One day trip from Derry that is a must do is to travel the Causeway Coastal Route to Giant’s Causeway. After sleeping in (give me a break, I was on vacation), my personal tour guide/chauffeur and I ventured on a nice drive on the Causeway Coastal route. When taking this route, I wouldn't expect to get anywhere in record time since it is a small, sometimes windy road. BUT, what you should expect is some really nice scenic views, including an unexpected waterfall around the Benone Beach area. And, of course, sheep (do not try to pet them, they do not like this, TRUST ME). Expect to see lots and lots of sheep while in Ireland.

The first stop along the coastal route is Benone Beach (pictured above). We were expecting to find an empty long stretch of beach, but were surprised to see several people out walking their dogs. We weren't so brave however, it was a quick "run out for photos and run back to the car" trip out on the beach. Did I mention, it was cold? I’m sure its really a nice sight in the summertime.

The ultimate destination was to make it to Giant's Causeway before it got dark and given my love for sleeping in, we had a challenge before us. On the way to Giant's Causeway, along the Causeway Coastal Route, you come to the Mussenden Temple (pictured above) and gardens. This is definitely a must see. Mussenden Temple sits on THE EDGE of a very high sea cliff. While inside, you can actually peer out the window and see the only thing keeping you from plummeting over the edge is this thin pane of glass. It literally is on the edge of this cliff, I can't describe it any better. But, the views are stunning from here. Walking to the temple does require some time, although, its not a hilly walk, just a long one ( I recommend a coat this time of year). But, you're walking across some of the greenest grass in all of Ireland. It definitely is a nice scene. To get out to the temple, you have to pass through the gardens, which, even in the dead of winter were beautiful. I'm sure in the summer they're even better. After visiting the temple, make the long walk back to the old castle (pictured above). Don't forget your camera, it really is a great photo. Quintessential Ireland really. Looking across to the hill from here, you'll see a ton of evergreen trees which will remind you of Middle Earth from the Lord of the Rings movies.

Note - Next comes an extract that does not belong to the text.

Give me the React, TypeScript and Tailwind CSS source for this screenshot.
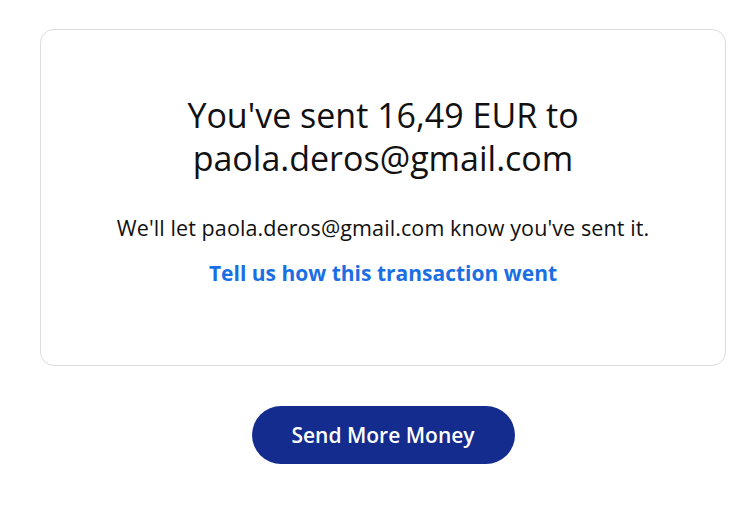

Finally, Giant's Causeway, we made it...but, it was almost dark then. We're here, so we have to see it! Walking down to Giant's Causeway shouldn't take long right? Uh, WRONG? Just when you think you're there, you turn the corner and you have about another 20 minute walk to go. All together it takes about 45 minutes to walk down the hill to Giant's Causeway (we won't talk about the walk back UP that hill) . But, once we were there, it was worth it. Again, I recommend a coat. Giant's Causeway is a UNESCO World Heritage Sight and also described as the Eighth Wonder of the World. It consists of about 40,000 interlocking basalt columns (pictured above) resulting from an ancient volcanic eruption. However, is that really how it was formed? Or was it formed as the legend states? That the Irish warrior Fionn McCool built the causeway to walk to Scotland to fight his Scottish counterpart Benandonner. One version of the legend tells that Fionn fell asleep before he got to Scotland. When he did not arrive, the much larger Benandonner crossed the bridge looking for him. To protect Fionn, his wife Oonagh laid a blanket over him so he could pretend that he was actually their baby son. In a variation, Fionn fled after seeing Benandonner's great bulk, and asked his wife to disguise him as the baby. In both versions, when Benandonner saw the size of the 'infant', he assumed the alleged father, Fionn, must be gigantic indeed. Therefore, Benandonner fled home in terror, ripping up the Causeway in case he was followed by Fionn. I don't know, you decide, Volcanoes or Giants...who built the causeway?

Helpful Hint:

A few quick pointers about Derry. Derry is close to the border of Northern Ireland and the Republic of Ireland and is technically considered part of the U.K. So, to travel around Derry and Northern Ireland you will need to use the British pound for currency. Travel through the Republic of Ireland, which includes Dublin, will require the Euro. This can be confusing especially since there really are no marked borders between Northern Ireland and the Republic of Ireland.